Não se poderia dizer com palavras a transumanização

Pietro Ubaldi empenha-se com frequência numa luta titânica para superar esse limite fatal. Deve reconhecer-se que não é raro que vença. A prosa deste volume é mais colorida, se não mais cálida, mais variada de tonalidades e matizes, que não se encontram nas páginas às vezes ofuscantes, mas um pouco monótonas e monocrômicas dos maiores místicos medievais. Essa vantagem é devida à maior messe de experiência que Ubaldi pôde recolher nas viagens, em sua vida civil e doméstica, em campos variadíssimos de observação, que faltaram àqueles antigos Reclusos.

*   *   *

Demonstrar a utilidade excepcional de publicações como esta a pessoas inteligentes e cultas, não perdidas na noite dos sentidos, é ingênuo, mais do que supérfluo.

Faço apenas uma observação.

Quem é iniciado na filosofia da história, que A. Comte teve a sorte de deduzir de Vico, e observa atentamente (o que não faz Roosevelt) os fatos que se desenrolam sob seus olhos, não duvida que tenhamos entrado num período orgânico. Uma lei superior — de que a insipiência de quase todos os intelectuais acelerou o ritmo — está concluindo o período da crítica. Esta, útil e mesmo necessária, quando surgiu, terminou por desencadear-se estultamente sobre os mais preciosos bens que a humanidade recolhera, entesourara com mil esforços e heroísmos.
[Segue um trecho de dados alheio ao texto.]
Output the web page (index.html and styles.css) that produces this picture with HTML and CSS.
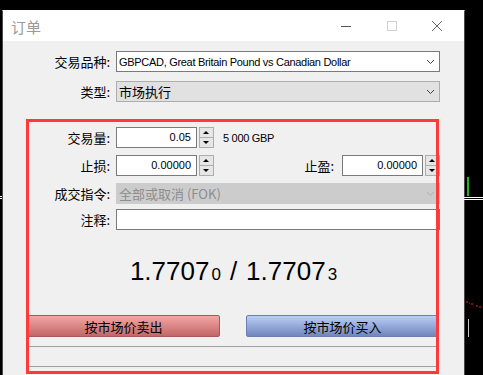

Pois bem, a concepção biológica, e, portanto, orgânica, de Pietro Ubaldi, vem ao encontro da comprovada exigência do tempo que ocorre. E demonstra até à evidência, as razões do comando e as razões da obediência, ambas subordinadas à visão das unidades parciais que se reagrupam harmonicamente na estrada da Unidade definitiva, meta gloriosa de nossa viagem.

Os que verdadeiramente compreenderam esta verdade, esses, e mais ninguém, serão dignos de constituir as Aristocracias de amanhã. Ao lado dos autênticos Dirigentes, afastados e quase invisíveis, mas inspiradores seguros, serão os outros Nobres, para os quais são escritas obras semelhantes à Ascese Mística.